## Start

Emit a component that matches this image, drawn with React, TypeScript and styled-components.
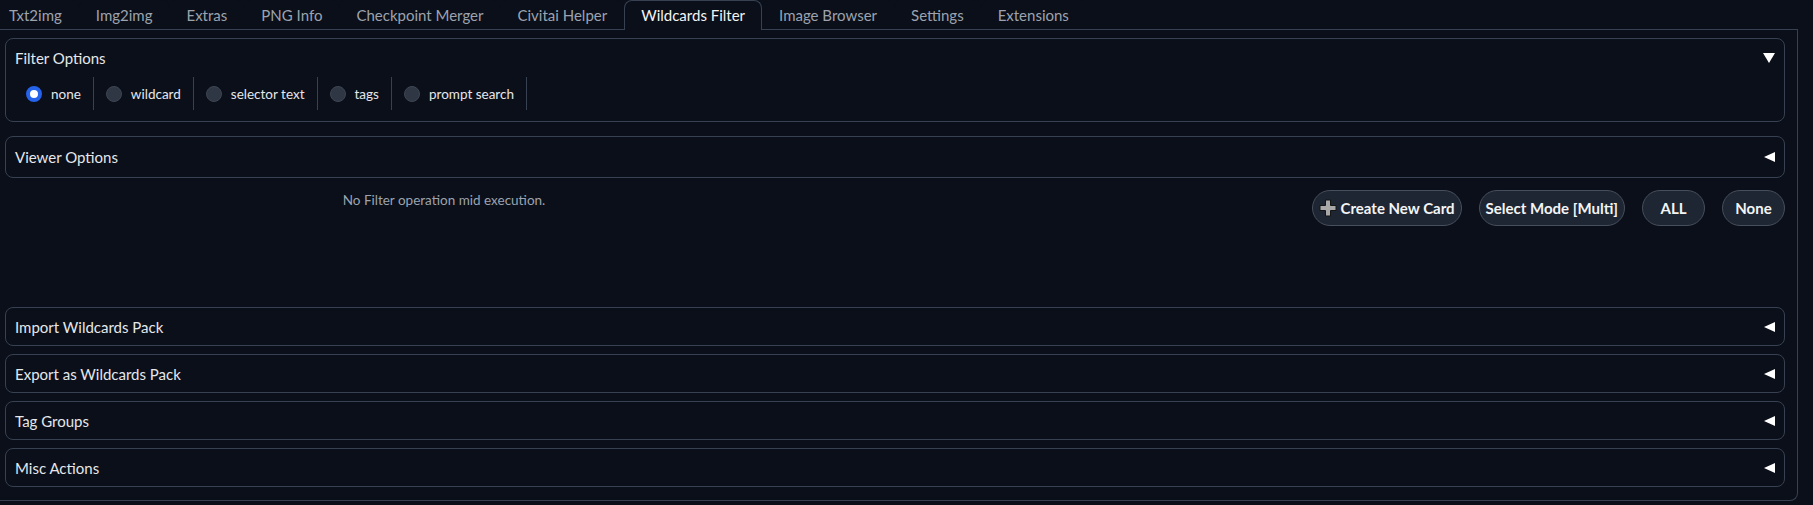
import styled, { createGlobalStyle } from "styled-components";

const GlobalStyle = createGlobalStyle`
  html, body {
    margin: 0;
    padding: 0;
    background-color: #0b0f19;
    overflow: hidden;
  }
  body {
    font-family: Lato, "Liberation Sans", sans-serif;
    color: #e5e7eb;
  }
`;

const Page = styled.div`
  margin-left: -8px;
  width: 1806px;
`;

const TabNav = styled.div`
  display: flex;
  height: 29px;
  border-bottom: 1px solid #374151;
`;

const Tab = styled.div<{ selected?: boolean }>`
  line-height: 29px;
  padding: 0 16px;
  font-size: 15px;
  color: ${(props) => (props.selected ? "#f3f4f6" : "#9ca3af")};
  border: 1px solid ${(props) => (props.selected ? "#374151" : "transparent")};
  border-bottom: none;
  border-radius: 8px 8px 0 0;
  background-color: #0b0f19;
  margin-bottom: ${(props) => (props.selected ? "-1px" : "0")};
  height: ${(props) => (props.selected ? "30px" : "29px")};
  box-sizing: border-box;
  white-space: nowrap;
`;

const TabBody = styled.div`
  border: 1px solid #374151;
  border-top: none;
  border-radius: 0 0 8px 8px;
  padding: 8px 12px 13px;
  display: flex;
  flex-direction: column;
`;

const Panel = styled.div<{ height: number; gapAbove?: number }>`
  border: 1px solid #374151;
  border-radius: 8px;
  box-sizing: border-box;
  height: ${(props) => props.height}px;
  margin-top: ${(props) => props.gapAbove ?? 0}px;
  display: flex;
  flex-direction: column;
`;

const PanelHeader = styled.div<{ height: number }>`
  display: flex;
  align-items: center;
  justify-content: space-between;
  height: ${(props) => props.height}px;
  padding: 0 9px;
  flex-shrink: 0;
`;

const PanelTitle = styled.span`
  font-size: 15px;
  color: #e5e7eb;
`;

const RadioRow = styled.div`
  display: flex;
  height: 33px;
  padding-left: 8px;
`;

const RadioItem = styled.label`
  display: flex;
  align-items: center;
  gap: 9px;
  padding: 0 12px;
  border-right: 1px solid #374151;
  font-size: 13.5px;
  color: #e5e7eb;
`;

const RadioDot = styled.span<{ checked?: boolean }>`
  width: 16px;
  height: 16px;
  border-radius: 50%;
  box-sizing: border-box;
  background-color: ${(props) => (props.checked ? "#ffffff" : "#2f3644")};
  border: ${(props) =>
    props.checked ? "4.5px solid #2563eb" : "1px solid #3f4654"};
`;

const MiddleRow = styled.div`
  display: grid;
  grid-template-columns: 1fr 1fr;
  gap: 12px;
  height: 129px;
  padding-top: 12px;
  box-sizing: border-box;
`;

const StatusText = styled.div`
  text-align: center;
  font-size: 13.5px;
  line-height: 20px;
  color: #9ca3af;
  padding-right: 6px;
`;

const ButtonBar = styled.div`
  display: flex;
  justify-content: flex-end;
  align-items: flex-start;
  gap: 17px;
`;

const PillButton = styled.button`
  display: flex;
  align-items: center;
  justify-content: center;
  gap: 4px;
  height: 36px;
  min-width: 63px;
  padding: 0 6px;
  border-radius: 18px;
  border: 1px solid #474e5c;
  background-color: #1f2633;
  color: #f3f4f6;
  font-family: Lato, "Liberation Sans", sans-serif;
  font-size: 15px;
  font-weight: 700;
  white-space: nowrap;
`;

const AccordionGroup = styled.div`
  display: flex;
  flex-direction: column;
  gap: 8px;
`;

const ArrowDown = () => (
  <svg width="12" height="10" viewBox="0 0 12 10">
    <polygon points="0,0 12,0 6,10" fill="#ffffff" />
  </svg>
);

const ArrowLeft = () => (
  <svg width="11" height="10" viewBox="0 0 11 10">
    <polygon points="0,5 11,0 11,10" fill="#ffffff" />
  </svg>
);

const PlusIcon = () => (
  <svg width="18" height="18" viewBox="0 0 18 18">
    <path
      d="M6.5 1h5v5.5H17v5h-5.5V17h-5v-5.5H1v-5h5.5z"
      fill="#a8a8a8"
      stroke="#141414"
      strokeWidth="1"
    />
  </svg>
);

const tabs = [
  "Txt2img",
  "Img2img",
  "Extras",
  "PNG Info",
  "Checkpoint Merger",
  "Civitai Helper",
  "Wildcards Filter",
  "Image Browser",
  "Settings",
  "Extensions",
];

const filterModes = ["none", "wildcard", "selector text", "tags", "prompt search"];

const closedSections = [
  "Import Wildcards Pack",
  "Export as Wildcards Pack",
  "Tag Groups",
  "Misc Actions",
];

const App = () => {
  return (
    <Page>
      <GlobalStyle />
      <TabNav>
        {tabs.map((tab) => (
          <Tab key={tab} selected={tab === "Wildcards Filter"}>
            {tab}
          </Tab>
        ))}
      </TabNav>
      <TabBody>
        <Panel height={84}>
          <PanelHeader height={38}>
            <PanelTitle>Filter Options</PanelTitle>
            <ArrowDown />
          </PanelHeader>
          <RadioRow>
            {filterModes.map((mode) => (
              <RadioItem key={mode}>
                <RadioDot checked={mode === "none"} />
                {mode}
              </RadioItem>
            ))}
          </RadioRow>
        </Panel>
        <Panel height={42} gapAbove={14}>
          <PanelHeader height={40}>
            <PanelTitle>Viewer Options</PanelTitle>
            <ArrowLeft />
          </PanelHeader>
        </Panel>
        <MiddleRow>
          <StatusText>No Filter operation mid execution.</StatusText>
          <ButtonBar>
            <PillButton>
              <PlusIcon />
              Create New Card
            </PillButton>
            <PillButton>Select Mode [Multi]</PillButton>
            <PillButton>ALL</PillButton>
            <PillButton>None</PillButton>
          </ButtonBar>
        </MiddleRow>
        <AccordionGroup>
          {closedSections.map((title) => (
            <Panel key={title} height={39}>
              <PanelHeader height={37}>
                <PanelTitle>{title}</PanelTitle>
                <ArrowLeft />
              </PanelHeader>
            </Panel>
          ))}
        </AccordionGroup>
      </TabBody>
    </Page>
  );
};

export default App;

## End

▶ Work instructions
Write out the material above once more, exactly as it reads, with no pictures.

▶ Answer to this problem
Emit a component that matches this image, drawn with React, TypeScript and styled-components.
import styled, { createGlobalStyle } from "styled-components";

const GlobalStyle = createGlobalStyle`
  html, body {
    margin: 0;
    padding: 0;
    background-color: #0b0f19;
    overflow: hidden;
  }
  body {
    font-family: Lato, "Liberation Sans", sans-serif;
    color: #e5e7eb;
  }
`;

const Page = styled.div`
  margin-left: -8px;
  width: 1806px;
`;

const TabNav = styled.div`
  display: flex;
  height: 29px;
  border-bottom: 1px solid #374151;
`;

const Tab = styled.div<{ selected?: boolean }>`
  line-height: 29px;
  padding: 0 16px;
  font-size: 15px;
  color: ${(props) => (props.selected ? "#f3f4f6" : "#9ca3af")};
  border: 1px solid ${(props) => (props.selected ? "#374151" : "transparent")};
  border-bottom: none;
  border-radius: 8px 8px 0 0;
  background-color: #0b0f19;
  margin-bottom: ${(props) => (props.selected ? "-1px" : "0")};
  height: ${(props) => (props.selected ? "30px" : "29px")};
  box-sizing: border-box;
  white-space: nowrap;
`;

const TabBody = styled.div`
  border: 1px solid #374151;
  border-top: none;
  border-radius: 0 0 8px 8px;
  padding: 8px 12px 13px;
  display: flex;
  flex-direction: column;
`;

const Panel = styled.div<{ height: number; gapAbove?: number }>`
  border: 1px solid #374151;
  border-radius: 8px;
  box-sizing: border-box;
  height: ${(props) => props.height}px;
  margin-top: ${(props) => props.gapAbove ?? 0}px;
  display: flex;
  flex-direction: column;
`;

const PanelHeader = styled.div<{ height: number }>`
  display: flex;
  align-items: center;
  justify-content: space-between;
  height: ${(props) => props.height}px;
  padding: 0 9px;
  flex-shrink: 0;
`;

const PanelTitle = styled.span`
  font-size: 15px;
  color: #e5e7eb;
`;

const RadioRow = styled.div`
  display: flex;
  height: 33px;
  padding-left: 8px;
`;

const RadioItem = styled.label`
  display: flex;
  align-items: center;
  gap: 9px;
  padding: 0 12px;
  border-right: 1px solid #374151;
  font-size: 13.5px;
  color: #e5e7eb;
`;

const RadioDot = styled.span<{ checked?: boolean }>`
  width: 16px;
  height: 16px;
  border-radius: 50%;
  box-sizing: border-box;
  background-color: ${(props) => (props.checked ? "#ffffff" : "#2f3644")};
  border: ${(props) =>
    props.checked ? "4.5px solid #2563eb" : "1px solid #3f4654"};
`;

const MiddleRow = styled.div`
  display: grid;
  grid-template-columns: 1fr 1fr;
  gap: 12px;
  height: 129px;
  padding-top: 12px;
  box-sizing: border-box;
`;

const StatusText = styled.div`
  text-align: center;
  font-size: 13.5px;
  line-height: 20px;
  color: #9ca3af;
  padding-right: 6px;
`;

const ButtonBar = styled.div`
  display: flex;
  justify-content: flex-end;
  align-items: flex-start;
  gap: 17px;
`;

const PillButton = styled.button`
  display: flex;
  align-items: center;
  justify-content: center;
  gap: 4px;
  height: 36px;
  min-width: 63px;
  padding: 0 6px;
  border-radius: 18px;
  border: 1px solid #474e5c;
  background-color: #1f2633;
  color: #f3f4f6;
  font-family: Lato, "Liberation Sans", sans-serif;
  font-size: 15px;
  font-weight: 700;
  white-space: nowrap;
`;

const AccordionGroup = styled.div`
  display: flex;
  flex-direction: column;
  gap: 8px;
`;

const ArrowDown = () => (
  <svg width="12" height="10" viewBox="0 0 12 10">
    <polygon points="0,0 12,0 6,10" fill="#ffffff" />
  </svg>
);

const ArrowLeft = () => (
  <svg width="11" height="10" viewBox="0 0 11 10">
    <polygon points="0,5 11,0 11,10" fill="#ffffff" />
  </svg>
);

const PlusIcon = () => (
  <svg width="18" height="18" viewBox="0 0 18 18">
    <path
      d="M6.5 1h5v5.5H17v5h-5.5V17h-5v-5.5H1v-5h5.5z"
      fill="#a8a8a8"
      stroke="#141414"
      strokeWidth="1"
    />
  </svg>
);

const tabs = [
  "Txt2img",
  "Img2img",
  "Extras",
  "PNG Info",
  "Checkpoint Merger",
  "Civitai Helper",
  "Wildcards Filter",
  "Image Browser",
  "Settings",
  "Extensions",
];

const filterModes = ["none", "wildcard", "selector text", "tags", "prompt search"];

const closedSections = [
  "Import Wildcards Pack",
  "Export as Wildcards Pack",
  "Tag Groups",
  "Misc Actions",
];

const App = () => {
  return (
    <Page>
      <GlobalStyle />
      <TabNav>
        {tabs.map((tab) => (
          <Tab key={tab} selected={tab === "Wildcards Filter"}>
            {tab}
          </Tab>
        ))}
      </TabNav>
      <TabBody>
        <Panel height={84}>
          <PanelHeader height={38}>
            <PanelTitle>Filter Options</PanelTitle>
            <ArrowDown />
          </PanelHeader>
          <RadioRow>
            {filterModes.map((mode) => (
              <RadioItem key={mode}>
                <RadioDot checked={mode === "none"} />
                {mode}
              </RadioItem>
            ))}
          </RadioRow>
        </Panel>
        <Panel height={42} gapAbove={14}>
          <PanelHeader height={40}>
            <PanelTitle>Viewer Options</PanelTitle>
            <ArrowLeft />
          </PanelHeader>
        </Panel>
        <MiddleRow>
          <StatusText>No Filter operation mid execution.</StatusText>
          <ButtonBar>
            <PillButton>
              <PlusIcon />
              Create New Card
            </PillButton>
            <PillButton>Select Mode [Multi]</PillButton>
            <PillButton>ALL</PillButton>
            <PillButton>None</PillButton>
          </ButtonBar>
        </MiddleRow>
        <AccordionGroup>
          {closedSections.map((title) => (
            <Panel key={title} height={39}>
              <PanelHeader height={37}>
                <PanelTitle>{title}</PanelTitle>
                <ArrowLeft />
              </PanelHeader>
            </Panel>
          ))}
        </AccordionGroup>
      </TabBody>
    </Page>
  );
};

export default App;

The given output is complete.